HTTP request sent, awaiting response... 302 Found
Location: https://setup.johnsnowlabs.com/colab.sh [following]
--2022-12-23 12:30:40--  https://setup.johnsnowlabs.com/colab.sh
Connecting to setup.johnsnowlabs.com (setup.johnsnowlabs.com)|51.158.130.125|:443... connected.
HTTP request sent, awaiting response... 302 Moved Temporarily
Location: https://raw.githubusercontent.com/JohnSnowLabs/spark-nlp/master/scripts/colab_setup.sh [following]
--2022-12-23 12:30:41--  https://raw.githubusercontent.com/JohnSnowLabs/spark-nlp/master/scripts/colab_setup.sh
Resolving raw.githubusercontent.com (raw.githubusercontent.com)... 185.199.109.133, 185.199.108.133, 185.199.110.133, ...
Connecting to raw.githubusercontent.com (raw.githubusercontent.com)|185.199.109.133|:44

In [2]:
# Import Spark NLP
from sparknlp.base import *
from sparknlp.annotator import *
from sparknlp.pretrained import PretrainedPipeline
import sparknlp

# Start Spark Session with Spark NLP
# start() functions has two parameters: gpu and spark23
# sparknlp.start(gpu=True) will start the session with GPU support
# sparknlp.start(spark23=True) is when you have Apache Spark 2.3.x installed
spark = sparknlp.start()

In [3]:
spark

In [4]:
sparknlp.version()

'4.2.6'

# Spanish examples

### Let's import some articoles sentences from the news where relative dates are present.

In [5]:
es_articles = [
  ("Italia este domingo 11 de julio de 2021 es, por tanto, bicampeona de Europa.",),
  ("Italia sucede a Portugal, ganador del torneo hace 5 años, como campeón europeo de fútbol tras vencer a Inglaterra en Wembley.",),
]

### Let's  fill a DataFrame with the text column

In [6]:
articles_cols = ["text"]

df = spark.createDataFrame(data=es_articles, schema=articles_cols)

df.printSchema()
df.show()

root
 |-- text: string (nullable = true)

+--------------------+
|                text|
+--------------------+
|Italia este domin...|
|Italia sucede a P...|
+--------------------+



### Now, let's create a simple pipeline to apply the DateMatcher, specifying the source language

In [8]:
document_assembler = DocumentAssembler() \
            .setInputCol("text") \
            .setOutputCol("document")

date_matcher = DateMatcher() \
            .setInputCols(['document']) \
            .setOutputCol("date") \
            .setOutputFormat("MM/dd/yyyy") \
            .setSourceLanguage("es")

In [9]:
### Let's transform the Data

In [10]:
assembled = document_assembler.transform(df)
date_matcher.transform(assembled).select('date').show(10, False)
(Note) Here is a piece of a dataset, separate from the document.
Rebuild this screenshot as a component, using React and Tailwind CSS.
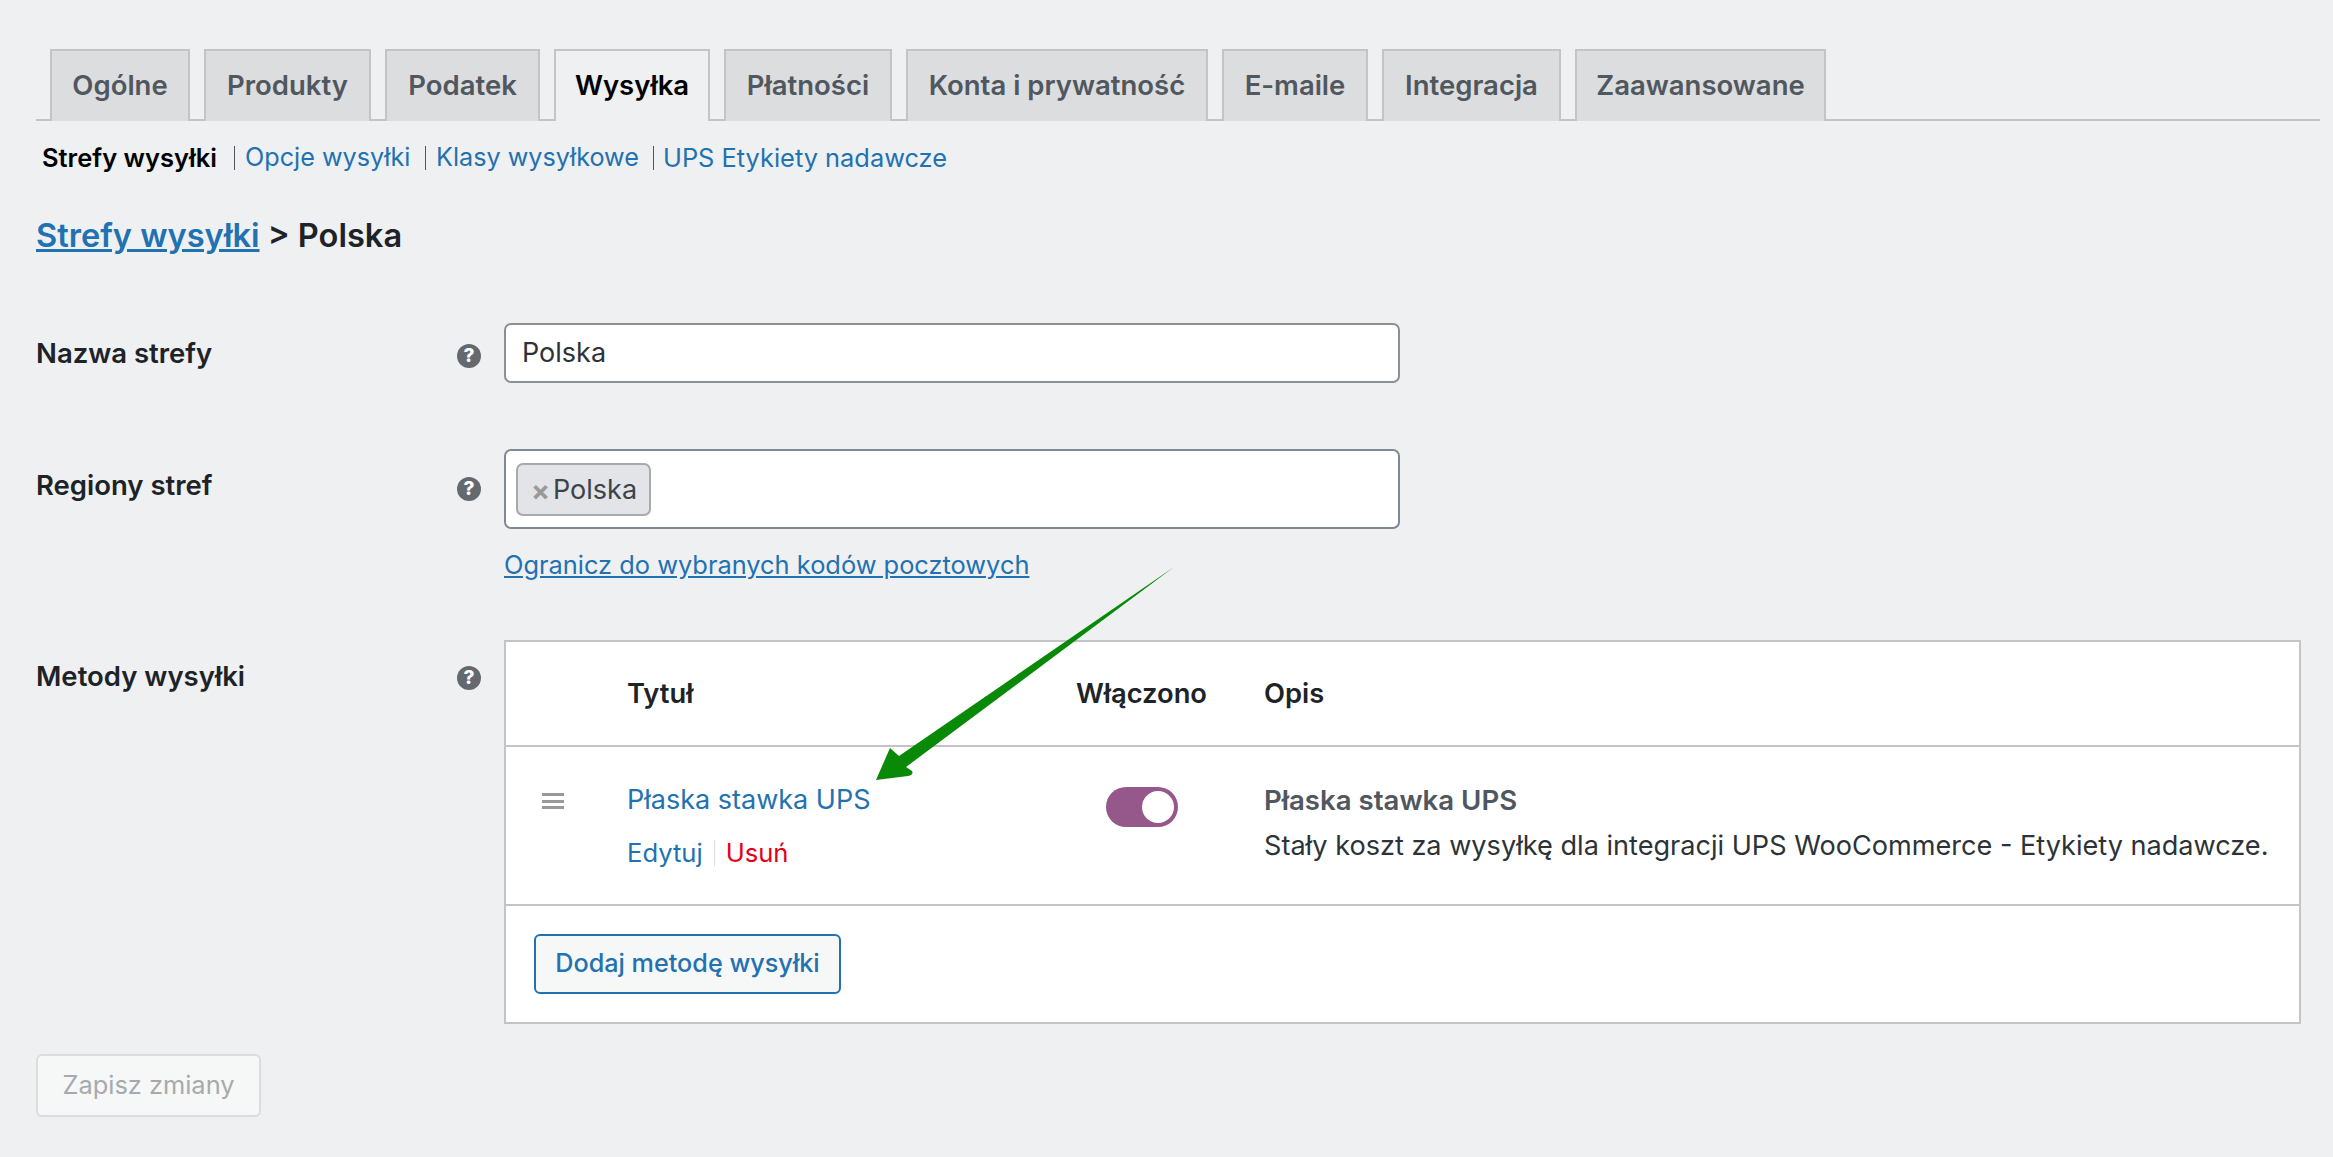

+-------------------------------------------------+
|date                                             |
+-------------------------------------------------+
|[{date, 19, 36, 07/11/2021, {sentence -> 0}, []}]|
|[{date, 45, 55, 12/23/2017, {sentence -> 0}, []}]|
+-------------------------------------------------+